═════ Raw data
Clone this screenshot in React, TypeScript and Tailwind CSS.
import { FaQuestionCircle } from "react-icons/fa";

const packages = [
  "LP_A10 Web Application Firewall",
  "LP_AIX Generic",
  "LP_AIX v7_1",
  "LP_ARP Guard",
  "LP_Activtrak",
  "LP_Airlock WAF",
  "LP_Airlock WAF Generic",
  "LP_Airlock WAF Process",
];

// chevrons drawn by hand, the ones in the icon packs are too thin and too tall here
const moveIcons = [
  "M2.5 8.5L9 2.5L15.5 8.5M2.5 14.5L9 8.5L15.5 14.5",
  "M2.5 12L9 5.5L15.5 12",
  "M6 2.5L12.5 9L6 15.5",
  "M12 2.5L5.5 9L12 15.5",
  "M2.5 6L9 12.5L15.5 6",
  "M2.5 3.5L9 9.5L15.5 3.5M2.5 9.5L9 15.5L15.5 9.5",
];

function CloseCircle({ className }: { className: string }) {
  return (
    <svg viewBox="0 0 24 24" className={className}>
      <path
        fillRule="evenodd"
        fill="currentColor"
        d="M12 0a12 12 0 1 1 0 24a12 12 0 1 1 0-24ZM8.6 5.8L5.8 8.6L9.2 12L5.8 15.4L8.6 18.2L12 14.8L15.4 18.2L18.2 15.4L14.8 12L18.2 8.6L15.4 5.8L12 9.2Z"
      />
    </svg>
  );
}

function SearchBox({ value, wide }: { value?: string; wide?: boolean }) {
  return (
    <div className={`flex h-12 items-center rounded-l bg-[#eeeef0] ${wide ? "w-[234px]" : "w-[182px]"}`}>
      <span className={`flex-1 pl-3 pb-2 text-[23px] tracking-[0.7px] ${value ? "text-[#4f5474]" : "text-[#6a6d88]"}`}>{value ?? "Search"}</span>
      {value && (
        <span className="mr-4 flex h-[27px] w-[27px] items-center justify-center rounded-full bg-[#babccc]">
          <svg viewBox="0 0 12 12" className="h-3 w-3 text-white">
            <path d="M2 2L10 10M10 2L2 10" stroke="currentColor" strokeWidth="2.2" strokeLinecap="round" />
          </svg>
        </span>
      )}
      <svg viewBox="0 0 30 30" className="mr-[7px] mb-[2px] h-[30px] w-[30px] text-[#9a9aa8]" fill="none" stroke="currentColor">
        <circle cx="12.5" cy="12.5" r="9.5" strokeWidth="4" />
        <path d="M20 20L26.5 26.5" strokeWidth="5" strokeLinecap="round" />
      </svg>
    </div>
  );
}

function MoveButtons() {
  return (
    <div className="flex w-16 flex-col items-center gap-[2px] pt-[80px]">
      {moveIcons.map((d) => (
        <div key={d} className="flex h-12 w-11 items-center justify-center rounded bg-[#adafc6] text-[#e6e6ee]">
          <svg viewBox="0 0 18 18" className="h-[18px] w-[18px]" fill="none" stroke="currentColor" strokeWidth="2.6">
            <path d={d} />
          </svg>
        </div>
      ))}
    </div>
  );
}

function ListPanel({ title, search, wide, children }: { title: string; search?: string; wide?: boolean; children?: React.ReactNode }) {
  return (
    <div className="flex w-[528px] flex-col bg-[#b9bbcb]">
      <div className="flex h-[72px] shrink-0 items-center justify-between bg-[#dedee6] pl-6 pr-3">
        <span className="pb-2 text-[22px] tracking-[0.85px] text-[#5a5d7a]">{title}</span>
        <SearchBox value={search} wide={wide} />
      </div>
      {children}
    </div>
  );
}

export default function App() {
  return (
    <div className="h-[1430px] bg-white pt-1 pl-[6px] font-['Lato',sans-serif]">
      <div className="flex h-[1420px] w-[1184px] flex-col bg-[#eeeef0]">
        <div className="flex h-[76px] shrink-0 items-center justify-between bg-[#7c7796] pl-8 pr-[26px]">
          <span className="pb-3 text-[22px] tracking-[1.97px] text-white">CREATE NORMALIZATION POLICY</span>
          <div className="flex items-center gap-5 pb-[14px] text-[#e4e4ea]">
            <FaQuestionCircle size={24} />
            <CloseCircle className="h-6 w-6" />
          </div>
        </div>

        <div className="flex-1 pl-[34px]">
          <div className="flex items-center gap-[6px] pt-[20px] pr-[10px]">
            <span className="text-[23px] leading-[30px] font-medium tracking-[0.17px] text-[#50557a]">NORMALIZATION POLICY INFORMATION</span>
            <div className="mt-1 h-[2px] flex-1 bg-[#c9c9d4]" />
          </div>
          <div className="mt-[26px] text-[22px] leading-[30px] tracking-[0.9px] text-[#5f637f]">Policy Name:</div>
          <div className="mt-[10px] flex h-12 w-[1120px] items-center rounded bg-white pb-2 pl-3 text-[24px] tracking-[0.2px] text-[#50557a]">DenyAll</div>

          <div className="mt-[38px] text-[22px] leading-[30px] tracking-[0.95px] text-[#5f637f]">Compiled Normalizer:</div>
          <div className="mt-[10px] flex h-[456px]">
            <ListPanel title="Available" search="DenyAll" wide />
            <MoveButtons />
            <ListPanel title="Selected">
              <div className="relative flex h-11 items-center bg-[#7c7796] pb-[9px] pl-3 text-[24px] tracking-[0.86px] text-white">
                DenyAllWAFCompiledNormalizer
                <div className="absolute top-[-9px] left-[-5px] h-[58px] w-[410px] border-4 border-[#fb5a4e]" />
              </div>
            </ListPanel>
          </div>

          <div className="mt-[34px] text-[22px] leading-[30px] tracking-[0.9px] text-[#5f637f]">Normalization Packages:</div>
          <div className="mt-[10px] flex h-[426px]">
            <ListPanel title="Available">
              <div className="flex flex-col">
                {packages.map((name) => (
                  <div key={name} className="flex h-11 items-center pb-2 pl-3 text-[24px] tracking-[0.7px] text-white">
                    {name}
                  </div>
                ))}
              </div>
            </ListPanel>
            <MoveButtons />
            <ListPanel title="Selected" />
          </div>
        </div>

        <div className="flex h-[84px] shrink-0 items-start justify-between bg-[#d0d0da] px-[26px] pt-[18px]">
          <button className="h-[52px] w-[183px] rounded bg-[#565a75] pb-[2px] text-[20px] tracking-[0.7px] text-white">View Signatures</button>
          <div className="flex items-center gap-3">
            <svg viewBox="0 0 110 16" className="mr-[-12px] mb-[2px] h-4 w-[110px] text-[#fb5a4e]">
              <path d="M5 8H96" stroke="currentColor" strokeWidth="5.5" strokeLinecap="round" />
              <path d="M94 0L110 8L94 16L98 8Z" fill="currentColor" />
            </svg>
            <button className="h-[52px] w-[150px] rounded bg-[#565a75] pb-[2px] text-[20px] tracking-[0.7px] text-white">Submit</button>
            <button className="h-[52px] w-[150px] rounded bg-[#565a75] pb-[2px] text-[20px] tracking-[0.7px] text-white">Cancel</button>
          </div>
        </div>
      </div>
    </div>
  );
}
══════════
═════ Raw data
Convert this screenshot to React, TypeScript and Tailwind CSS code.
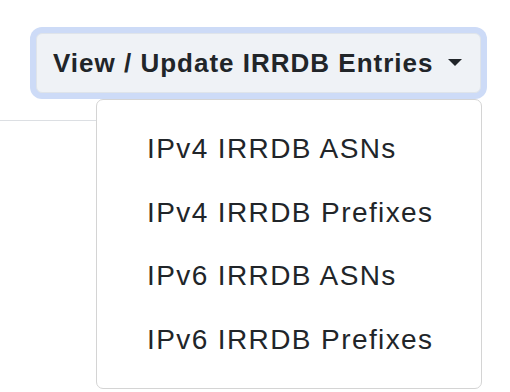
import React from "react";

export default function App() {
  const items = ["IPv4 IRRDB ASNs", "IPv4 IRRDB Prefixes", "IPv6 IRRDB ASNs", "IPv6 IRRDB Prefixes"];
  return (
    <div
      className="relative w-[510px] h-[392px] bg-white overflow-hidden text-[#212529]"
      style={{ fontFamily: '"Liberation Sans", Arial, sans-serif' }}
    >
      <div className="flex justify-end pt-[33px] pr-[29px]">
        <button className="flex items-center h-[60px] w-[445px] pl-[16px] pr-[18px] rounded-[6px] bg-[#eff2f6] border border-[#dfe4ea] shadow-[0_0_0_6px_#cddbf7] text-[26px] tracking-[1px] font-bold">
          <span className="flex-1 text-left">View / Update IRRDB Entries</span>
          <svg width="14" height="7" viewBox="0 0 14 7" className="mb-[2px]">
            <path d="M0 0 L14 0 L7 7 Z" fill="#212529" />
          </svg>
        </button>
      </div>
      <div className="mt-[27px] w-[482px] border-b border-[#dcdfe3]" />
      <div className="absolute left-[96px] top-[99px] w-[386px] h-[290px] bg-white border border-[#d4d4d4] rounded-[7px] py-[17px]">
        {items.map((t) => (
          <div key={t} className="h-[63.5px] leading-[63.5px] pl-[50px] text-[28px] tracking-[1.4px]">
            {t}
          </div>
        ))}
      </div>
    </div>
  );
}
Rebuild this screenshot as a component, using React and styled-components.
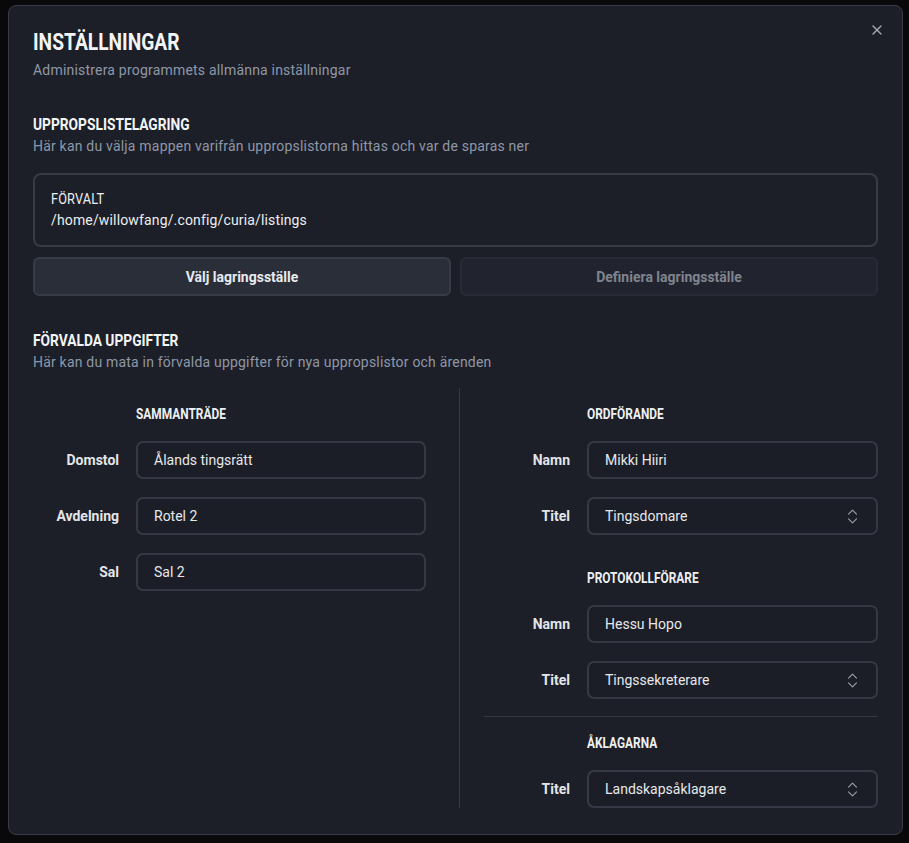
══════════
To be done:
Which lines hold the word "this"? Copy all of them.

Exercise result:
Clone this screenshot in React, TypeScript and Tailwind CSS.
Convert this screenshot to React, TypeScript and Tailwind CSS code.
Rebuild this screenshot as a component, using React and styled-components.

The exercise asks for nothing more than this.